Information supplied =
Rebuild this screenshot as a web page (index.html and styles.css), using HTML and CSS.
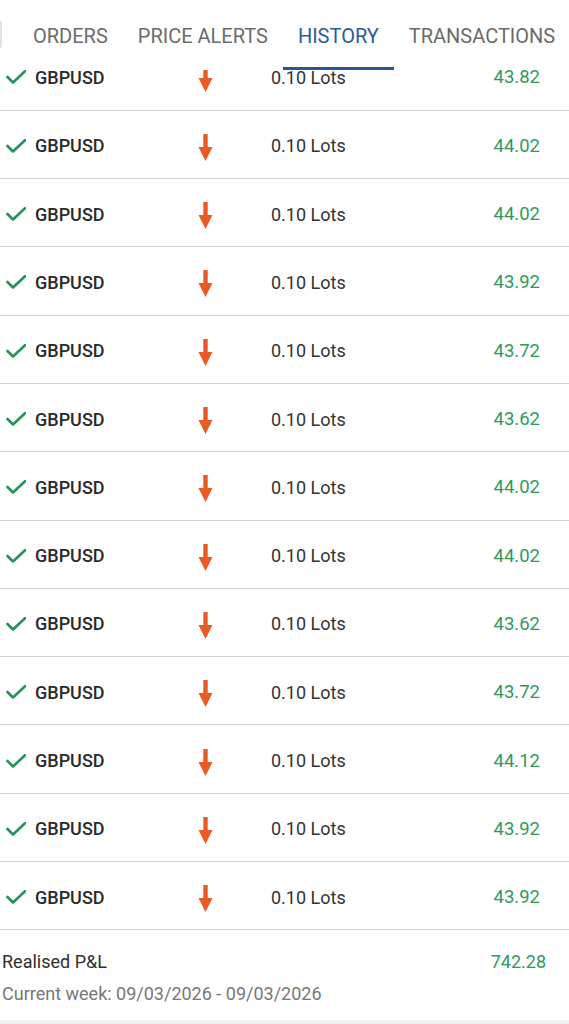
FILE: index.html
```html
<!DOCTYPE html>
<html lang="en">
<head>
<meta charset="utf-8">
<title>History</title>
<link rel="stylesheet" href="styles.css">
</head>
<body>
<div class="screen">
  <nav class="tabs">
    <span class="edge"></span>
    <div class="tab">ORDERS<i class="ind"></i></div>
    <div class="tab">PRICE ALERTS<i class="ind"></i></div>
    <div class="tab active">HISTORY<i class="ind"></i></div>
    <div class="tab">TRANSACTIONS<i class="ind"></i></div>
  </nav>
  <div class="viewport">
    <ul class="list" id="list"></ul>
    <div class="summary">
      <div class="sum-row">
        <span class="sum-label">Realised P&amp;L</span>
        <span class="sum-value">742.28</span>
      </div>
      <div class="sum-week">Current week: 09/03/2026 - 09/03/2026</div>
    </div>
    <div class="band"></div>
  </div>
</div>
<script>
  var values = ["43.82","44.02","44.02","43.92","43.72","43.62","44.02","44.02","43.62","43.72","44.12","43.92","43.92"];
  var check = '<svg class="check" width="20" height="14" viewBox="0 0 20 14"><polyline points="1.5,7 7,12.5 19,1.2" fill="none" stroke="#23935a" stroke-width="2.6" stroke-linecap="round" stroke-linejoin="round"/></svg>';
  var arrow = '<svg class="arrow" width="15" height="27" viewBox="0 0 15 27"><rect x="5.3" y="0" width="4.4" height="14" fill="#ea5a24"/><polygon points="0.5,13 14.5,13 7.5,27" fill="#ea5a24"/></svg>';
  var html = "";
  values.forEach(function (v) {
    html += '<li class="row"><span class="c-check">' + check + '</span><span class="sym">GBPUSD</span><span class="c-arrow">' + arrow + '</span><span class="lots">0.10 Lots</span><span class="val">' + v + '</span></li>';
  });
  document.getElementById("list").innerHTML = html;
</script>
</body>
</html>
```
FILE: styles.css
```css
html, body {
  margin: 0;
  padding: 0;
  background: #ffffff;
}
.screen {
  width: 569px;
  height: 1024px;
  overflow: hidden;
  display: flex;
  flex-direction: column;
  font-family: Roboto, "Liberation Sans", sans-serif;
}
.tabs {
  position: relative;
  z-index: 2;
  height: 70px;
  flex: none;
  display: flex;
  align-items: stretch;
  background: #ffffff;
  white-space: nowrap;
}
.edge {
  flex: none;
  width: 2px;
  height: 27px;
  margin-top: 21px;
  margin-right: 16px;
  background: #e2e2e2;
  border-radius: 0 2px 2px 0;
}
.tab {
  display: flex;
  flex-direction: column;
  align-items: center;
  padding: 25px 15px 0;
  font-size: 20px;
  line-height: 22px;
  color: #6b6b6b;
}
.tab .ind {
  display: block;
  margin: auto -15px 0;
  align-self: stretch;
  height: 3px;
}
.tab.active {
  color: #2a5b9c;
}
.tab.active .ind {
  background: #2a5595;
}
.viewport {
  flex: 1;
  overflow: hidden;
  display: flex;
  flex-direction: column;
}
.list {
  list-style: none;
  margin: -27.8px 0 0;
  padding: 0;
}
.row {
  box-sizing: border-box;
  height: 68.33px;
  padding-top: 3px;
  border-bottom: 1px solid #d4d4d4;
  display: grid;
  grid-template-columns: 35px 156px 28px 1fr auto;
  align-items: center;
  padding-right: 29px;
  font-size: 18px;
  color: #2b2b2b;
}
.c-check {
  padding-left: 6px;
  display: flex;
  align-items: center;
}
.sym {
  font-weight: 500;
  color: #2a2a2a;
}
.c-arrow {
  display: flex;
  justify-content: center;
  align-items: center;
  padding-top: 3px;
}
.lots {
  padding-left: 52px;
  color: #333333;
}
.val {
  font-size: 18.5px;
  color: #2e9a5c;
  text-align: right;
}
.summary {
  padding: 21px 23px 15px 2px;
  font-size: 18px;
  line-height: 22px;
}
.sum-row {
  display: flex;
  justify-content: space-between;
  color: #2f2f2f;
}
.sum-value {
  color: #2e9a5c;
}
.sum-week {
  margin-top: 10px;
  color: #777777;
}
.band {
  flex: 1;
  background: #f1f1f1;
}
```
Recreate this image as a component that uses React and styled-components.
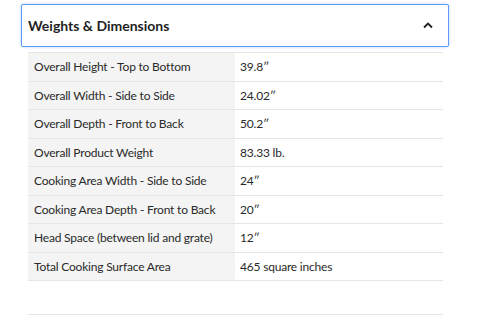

Set problem = Among the lines of the data above, determine how many contain the word "index". Report the number alone.

Reply to the task = 3